15. A control grip for controlling the operation of an implement attached to a work vehicle and movable in at least first and second ranges of movement, the control grip comprising:
a base having a mounting platform and a pair of proximal and distal upright supports;
a grab bar extending between the proximal and distal upright supports and spaced from the mounting platform;
a first switch lever connected to the distal end upright support spaced from the mounting platform and pivotal about a first pivot axis in two opposite directions; and
a second switch lever connected to the distal end upright support spaced from the mounting platform and pivotal about a second pivot axis in two opposite directions, the second pivot axis extending in a reference plane perpendicular to a reference plane containing the first pivot axis;
wherein pivoting the first switch lever about the first pivot axis in a first direction is configured to move the implement in one direction of the first range of motion and pivoting the first switch lever about the first pivot axis in a second direction is configured to move the implement in an opposite direction of the first range of motion; and
wherein pivoting the second switch lever about the second pivot axis in a third direction is configured to move the implement in one direction of the second range of motion and pivoting the second switch lever about the second pivot axis in a fourth direction is configured to move the implement in an opposite direction of the second range of motion.

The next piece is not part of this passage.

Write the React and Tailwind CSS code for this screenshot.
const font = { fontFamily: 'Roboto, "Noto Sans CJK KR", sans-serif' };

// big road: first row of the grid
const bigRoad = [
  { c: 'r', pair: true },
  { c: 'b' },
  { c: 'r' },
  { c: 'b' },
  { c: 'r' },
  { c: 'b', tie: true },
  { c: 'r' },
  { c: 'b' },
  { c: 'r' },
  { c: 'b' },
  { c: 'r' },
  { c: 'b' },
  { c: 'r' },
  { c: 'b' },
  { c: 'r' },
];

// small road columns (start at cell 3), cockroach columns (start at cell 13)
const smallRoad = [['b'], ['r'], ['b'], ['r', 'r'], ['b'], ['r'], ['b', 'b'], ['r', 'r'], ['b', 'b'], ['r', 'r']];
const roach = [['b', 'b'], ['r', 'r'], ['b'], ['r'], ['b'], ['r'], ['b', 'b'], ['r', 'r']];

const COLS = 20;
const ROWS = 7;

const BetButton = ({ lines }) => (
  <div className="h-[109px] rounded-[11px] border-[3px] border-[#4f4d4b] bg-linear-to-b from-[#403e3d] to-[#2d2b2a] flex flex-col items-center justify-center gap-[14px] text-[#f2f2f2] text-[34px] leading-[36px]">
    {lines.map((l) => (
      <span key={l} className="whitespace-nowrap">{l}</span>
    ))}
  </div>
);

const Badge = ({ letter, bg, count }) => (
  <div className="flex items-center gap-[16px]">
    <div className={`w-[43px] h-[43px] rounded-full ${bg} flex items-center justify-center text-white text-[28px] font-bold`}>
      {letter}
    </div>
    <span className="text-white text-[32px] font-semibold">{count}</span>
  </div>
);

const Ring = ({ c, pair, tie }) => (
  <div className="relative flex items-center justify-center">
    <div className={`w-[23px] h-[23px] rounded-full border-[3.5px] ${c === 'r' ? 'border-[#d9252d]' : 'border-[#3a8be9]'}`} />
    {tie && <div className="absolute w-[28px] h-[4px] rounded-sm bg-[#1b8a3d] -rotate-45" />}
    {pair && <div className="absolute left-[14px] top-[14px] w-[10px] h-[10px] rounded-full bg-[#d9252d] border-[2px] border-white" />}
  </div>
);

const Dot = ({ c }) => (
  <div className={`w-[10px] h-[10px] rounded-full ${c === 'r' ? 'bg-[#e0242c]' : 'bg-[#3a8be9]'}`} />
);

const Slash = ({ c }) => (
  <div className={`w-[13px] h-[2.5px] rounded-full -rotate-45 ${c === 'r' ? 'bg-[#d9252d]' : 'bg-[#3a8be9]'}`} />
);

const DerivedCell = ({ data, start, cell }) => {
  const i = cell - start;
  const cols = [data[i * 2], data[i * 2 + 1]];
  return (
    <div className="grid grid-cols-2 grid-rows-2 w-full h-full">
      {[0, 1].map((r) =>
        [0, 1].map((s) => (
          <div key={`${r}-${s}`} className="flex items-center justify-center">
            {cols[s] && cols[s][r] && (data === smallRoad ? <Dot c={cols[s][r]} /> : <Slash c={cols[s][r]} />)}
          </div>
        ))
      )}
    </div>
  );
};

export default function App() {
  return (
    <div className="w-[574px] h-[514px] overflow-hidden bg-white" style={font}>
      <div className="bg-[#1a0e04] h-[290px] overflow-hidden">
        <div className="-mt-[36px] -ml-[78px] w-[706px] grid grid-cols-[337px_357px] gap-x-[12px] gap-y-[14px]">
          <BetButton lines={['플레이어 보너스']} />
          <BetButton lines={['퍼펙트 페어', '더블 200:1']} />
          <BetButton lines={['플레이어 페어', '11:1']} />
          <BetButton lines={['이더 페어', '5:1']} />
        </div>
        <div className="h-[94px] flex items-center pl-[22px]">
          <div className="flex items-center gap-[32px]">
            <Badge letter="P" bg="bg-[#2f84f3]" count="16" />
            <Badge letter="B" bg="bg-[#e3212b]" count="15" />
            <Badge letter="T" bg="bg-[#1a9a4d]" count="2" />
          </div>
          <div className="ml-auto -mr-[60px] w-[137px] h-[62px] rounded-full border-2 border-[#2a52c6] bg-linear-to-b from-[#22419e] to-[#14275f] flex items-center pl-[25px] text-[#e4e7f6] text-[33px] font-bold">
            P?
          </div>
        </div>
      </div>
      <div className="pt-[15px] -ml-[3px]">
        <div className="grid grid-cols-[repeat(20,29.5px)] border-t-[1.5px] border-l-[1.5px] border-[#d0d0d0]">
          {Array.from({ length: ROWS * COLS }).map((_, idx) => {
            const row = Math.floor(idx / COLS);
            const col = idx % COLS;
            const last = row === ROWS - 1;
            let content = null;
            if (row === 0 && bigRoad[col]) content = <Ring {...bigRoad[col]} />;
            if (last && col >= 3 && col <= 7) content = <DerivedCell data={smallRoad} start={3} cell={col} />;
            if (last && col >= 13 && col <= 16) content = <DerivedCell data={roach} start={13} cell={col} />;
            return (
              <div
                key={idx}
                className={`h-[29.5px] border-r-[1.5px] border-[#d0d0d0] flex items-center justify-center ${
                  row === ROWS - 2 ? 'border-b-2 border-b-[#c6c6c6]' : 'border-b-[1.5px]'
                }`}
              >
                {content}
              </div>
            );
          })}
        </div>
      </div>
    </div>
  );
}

16. The control grip of claim 15, wherein the base and the grab bar include a rigid support frame and an outer body mounted to the support frame.
17. The control grip of claim 16, wherein the support frame includes at least one switch mount to which the first and second control switches are mounted.
18. The control grip of claim 15, further including a third control switch connected to the distal end upright support, wherein the second and third control switches are disposed to pivot about the second pivot axis.